Throughout this I’ve avoided talking about errors. And actually, I probably should have addressed this sooner. In performing these tests one of the reason to do the forward and reverse FFT is as a way to gauge how accurate the FFT implementation is. Tested this way, you should get back exactly what you put in (after normalization corrections, since most FFT implementations use performance tricks that result in scaling of the results).

I con not honestly say that I performed a rigorous error analysis. However looking at the out results (after normalizing) for some of the smaller cases, on average the CUDA FFT implementation returned results that were less accurate the Accelerate FFT. Element wise, 1 out of every 16 elements were in correct for a 128 element FFT with CUDA versus 1 out of 64 for Accelerate. The differences are most probably due to roundoff error. Again, with current technology CUDA is at a disadvantage since it doesn’t support the full IEEE rounding modes (this is expected to change in upcoming hardware) and I suspect this where the problem originates and it’s not an implementation issue.

Final Thoughts

I have to say I’m impressed with both technologies. On one hand you have access to massive amounts of computing power in the GPU. And in the near future I imagine that many of the issues I’ve noted here will begin to be addressed (faster data transfer rates off the card, double precision and full support for rounding modes and IEEE-754 compliance).
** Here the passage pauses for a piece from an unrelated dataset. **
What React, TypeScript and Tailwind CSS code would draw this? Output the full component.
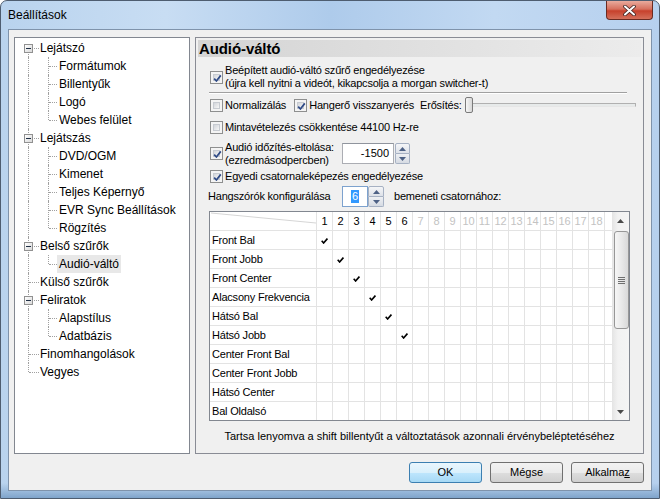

On the other hand you have Accelerate, a very comprehensive suite of routines and libraries that is highly optimized for all versions of Mac OS X. And more important, it ships with every copy of Mac OS X, so you can write applications that use the library and it will automatically do the right thing whether it’s a PPC G3 or brand new Intel-based Mac. Accelerate also supports single and double precision floating point operations. And in Leopard everything has been retuned and the performance of Accelerate (as well as the standard math library) are greatly improved.